EasyMiner easy association rule mining, classification and anomaly detection

For Developers

Use EasyMiner API in your project

EasyMiner is an academic data mining project providing data mining of association rules, building of classification models based on association rules and outlier detection based on frequent pattern mining. The full project is based on composition of components and services with fully documented REST APIs. Most of the components and services are available under open source Apache License, Version 2.0.

To use EasyMiner functionality in your own project, you can build for example a mashup application (or write an own data mining script) using the main REST API.  This API provides full functionality of EasyMiner, including also functions, which are not yet available in the GUI.

You can also extend EasyMiner by adding new algorithms - rule mining, outlier detection or scorer service. For this purpose, the integration component EasyMinerCenter provides documented interfaces in PHP.

REST API

In case you want to use EasyMiner features in your own project, the easiest way is to use the main API (provided by the EasyMinerCenter component). The API is available at URL <server>/easyminercenter/api, where <server> is the URL of the EasyMiner server.

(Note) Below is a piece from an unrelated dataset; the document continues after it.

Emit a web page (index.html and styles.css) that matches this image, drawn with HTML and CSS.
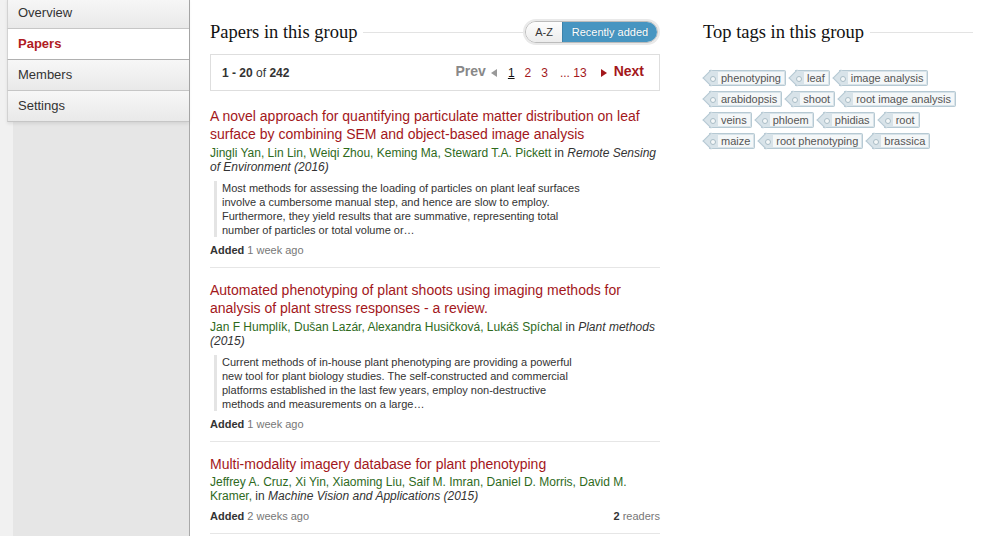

For more information refer to the  API tutorial.

EasyMiner architecture

EasyMiner is based on composition of re-usable services with fully documented APIs. The main services in current version of EasyMiner are shown on the following figure:

The central component (service) is EasyMinerCenter. This component provides user account and tasks management, stores discovered association rules, provides an authentication service for other services. It also calls other services and provides the main graphical web user interface as well as the main API interface for integration of EasyMiner functionality into other projects and scripted data mining workflows.

  • Graphical UI: <server>/easyminercenter
  • API endpoint: <server>/easyminercenter/api
  • API documentation: <server>/easyminercenter/api

EasyMiner-Data is a web service for management of data sources. This service supports upload data in CSV and RDF data formats. Uploaded data are stored into database (data backend) - MySQL (MariaDB) or Hive.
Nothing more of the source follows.